## PROBLEM
Quote every line as written. Omit pictures.

--- Start DATASET SECTION ---

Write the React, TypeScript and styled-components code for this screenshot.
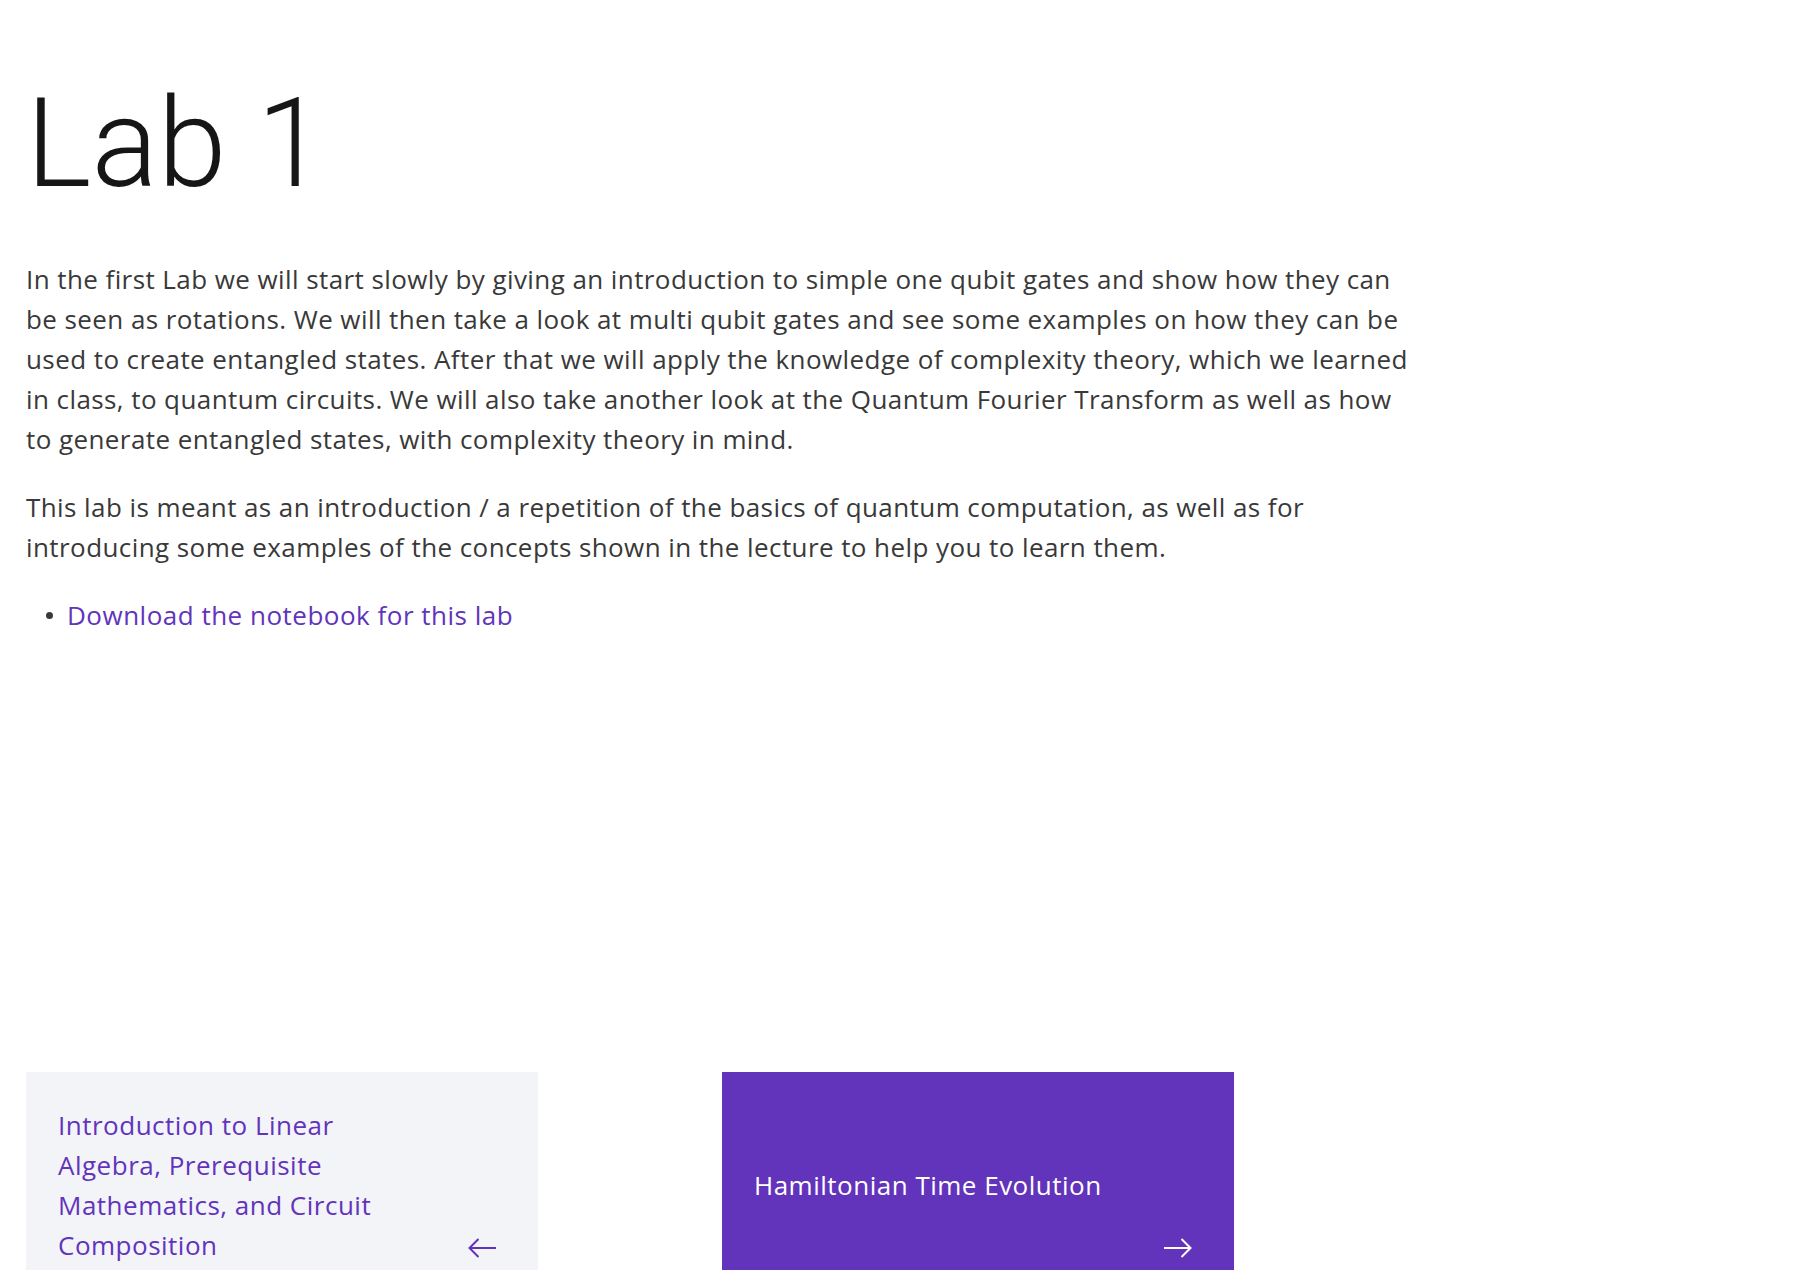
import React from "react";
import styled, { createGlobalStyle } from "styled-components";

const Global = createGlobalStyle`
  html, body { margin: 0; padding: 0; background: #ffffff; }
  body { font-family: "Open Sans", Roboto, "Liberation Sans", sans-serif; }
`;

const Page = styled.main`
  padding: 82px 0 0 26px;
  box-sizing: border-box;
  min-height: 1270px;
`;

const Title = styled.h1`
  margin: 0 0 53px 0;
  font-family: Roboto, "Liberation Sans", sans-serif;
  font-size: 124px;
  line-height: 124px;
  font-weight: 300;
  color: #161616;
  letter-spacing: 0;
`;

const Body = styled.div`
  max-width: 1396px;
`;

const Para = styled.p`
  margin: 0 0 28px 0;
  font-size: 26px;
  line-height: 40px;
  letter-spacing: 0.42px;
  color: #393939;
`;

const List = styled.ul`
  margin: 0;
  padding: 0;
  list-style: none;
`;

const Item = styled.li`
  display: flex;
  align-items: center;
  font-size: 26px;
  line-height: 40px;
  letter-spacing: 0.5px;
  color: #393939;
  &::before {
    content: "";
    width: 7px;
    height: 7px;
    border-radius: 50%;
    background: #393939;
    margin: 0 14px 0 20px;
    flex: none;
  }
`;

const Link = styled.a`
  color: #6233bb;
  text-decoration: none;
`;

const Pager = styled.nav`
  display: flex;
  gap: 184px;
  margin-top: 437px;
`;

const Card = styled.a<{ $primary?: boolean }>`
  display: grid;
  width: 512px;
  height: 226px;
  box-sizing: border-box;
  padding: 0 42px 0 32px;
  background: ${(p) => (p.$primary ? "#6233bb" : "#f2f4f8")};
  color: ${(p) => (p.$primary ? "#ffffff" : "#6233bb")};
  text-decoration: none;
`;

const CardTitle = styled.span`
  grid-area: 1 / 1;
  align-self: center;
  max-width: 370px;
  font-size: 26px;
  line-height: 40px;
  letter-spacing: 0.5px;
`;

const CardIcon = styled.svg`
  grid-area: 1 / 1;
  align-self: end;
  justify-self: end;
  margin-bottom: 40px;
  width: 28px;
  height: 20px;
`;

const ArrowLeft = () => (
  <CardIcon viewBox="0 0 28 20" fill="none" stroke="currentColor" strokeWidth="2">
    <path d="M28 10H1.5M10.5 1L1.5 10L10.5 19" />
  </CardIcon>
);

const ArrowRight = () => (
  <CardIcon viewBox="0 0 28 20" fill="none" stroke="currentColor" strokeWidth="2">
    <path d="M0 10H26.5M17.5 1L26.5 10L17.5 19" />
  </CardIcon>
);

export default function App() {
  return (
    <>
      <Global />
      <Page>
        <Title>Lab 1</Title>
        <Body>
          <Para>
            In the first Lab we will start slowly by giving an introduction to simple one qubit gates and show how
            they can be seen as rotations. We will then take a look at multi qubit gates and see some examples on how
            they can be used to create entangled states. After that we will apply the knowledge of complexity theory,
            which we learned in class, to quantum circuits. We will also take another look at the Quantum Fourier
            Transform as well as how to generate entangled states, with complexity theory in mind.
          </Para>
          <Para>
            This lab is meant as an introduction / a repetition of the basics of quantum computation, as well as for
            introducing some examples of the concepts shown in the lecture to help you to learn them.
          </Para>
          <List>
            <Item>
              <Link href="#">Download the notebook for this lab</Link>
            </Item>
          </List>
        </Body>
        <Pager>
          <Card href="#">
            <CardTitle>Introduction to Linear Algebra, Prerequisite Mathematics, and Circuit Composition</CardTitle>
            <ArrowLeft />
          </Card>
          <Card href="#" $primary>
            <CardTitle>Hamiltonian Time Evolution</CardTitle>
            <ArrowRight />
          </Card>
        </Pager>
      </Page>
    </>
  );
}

--- End DATASET SECTION ---

## COMPLETE ANSWER
Write the React, TypeScript and styled-components code for this screenshot.
import React from "react";
import styled, { createGlobalStyle } from "styled-components";

const Global = createGlobalStyle`
  html, body { margin: 0; padding: 0; background: #ffffff; }
  body { font-family: "Open Sans", Roboto, "Liberation Sans", sans-serif; }
`;

const Page = styled.main`
  padding: 82px 0 0 26px;
  box-sizing: border-box;
  min-height: 1270px;
`;

const Title = styled.h1`
  margin: 0 0 53px 0;
  font-family: Roboto, "Liberation Sans", sans-serif;
  font-size: 124px;
  line-height: 124px;
  font-weight: 300;
  color: #161616;
  letter-spacing: 0;
`;

const Body = styled.div`
  max-width: 1396px;
`;

const Para = styled.p`
  margin: 0 0 28px 0;
  font-size: 26px;
  line-height: 40px;
  letter-spacing: 0.42px;
  color: #393939;
`;

const List = styled.ul`
  margin: 0;
  padding: 0;
  list-style: none;
`;

const Item = styled.li`
  display: flex;
  align-items: center;
  font-size: 26px;
  line-height: 40px;
  letter-spacing: 0.5px;
  color: #393939;
  &::before {
    content: "";
    width: 7px;
    height: 7px;
    border-radius: 50%;
    background: #393939;
    margin: 0 14px 0 20px;
    flex: none;
  }
`;

const Link = styled.a`
  color: #6233bb;
  text-decoration: none;
`;

const Pager = styled.nav`
  display: flex;
  gap: 184px;
  margin-top: 437px;
`;

const Card = styled.a<{ $primary?: boolean }>`
  display: grid;
  width: 512px;
  height: 226px;
  box-sizing: border-box;
  padding: 0 42px 0 32px;
  background: ${(p) => (p.$primary ? "#6233bb" : "#f2f4f8")};
  color: ${(p) => (p.$primary ? "#ffffff" : "#6233bb")};
  text-decoration: none;
`;

const CardTitle = styled.span`
  grid-area: 1 / 1;
  align-self: center;
  max-width: 370px;
  font-size: 26px;
  line-height: 40px;
  letter-spacing: 0.5px;
`;

const CardIcon = styled.svg`
  grid-area: 1 / 1;
  align-self: end;
  justify-self: end;
  margin-bottom: 40px;
  width: 28px;
  height: 20px;
`;

const ArrowLeft = () => (
  <CardIcon viewBox="0 0 28 20" fill="none" stroke="currentColor" strokeWidth="2">
    <path d="M28 10H1.5M10.5 1L1.5 10L10.5 19" />
  </CardIcon>
);

const ArrowRight = () => (
  <CardIcon viewBox="0 0 28 20" fill="none" stroke="currentColor" strokeWidth="2">
    <path d="M0 10H26.5M17.5 1L26.5 10L17.5 19" />
  </CardIcon>
);

export default function App() {
  return (
    <>
      <Global />
      <Page>
        <Title>Lab 1</Title>
        <Body>
          <Para>
            In the first Lab we will start slowly by giving an introduction to simple one qubit gates and show how
            they can be seen as rotations. We will then take a look at multi qubit gates and see some examples on how
            they can be used to create entangled states. After that we will apply the knowledge of complexity theory,
            which we learned in class, to quantum circuits. We will also take another look at the Quantum Fourier
            Transform as well as how to generate entangled states, with complexity theory in mind.
          </Para>
          <Para>
            This lab is meant as an introduction / a repetition of the basics of quantum computation, as well as for
            introducing some examples of the concepts shown in the lecture to help you to learn them.
          </Para>
          <List>
            <Item>
              <Link href="#">Download the notebook for this lab</Link>
            </Item>
          </List>
        </Body>
        <Pager>
          <Card href="#">
            <CardTitle>Introduction to Linear Algebra, Prerequisite Mathematics, and Circuit Composition</CardTitle>
            <ArrowLeft />
          </Card>
          <Card href="#" $primary>
            <CardTitle>Hamiltonian Time Evolution</CardTitle>
            <ArrowRight />
          </Card>
        </Pager>
      </Page>
    </>
  );
}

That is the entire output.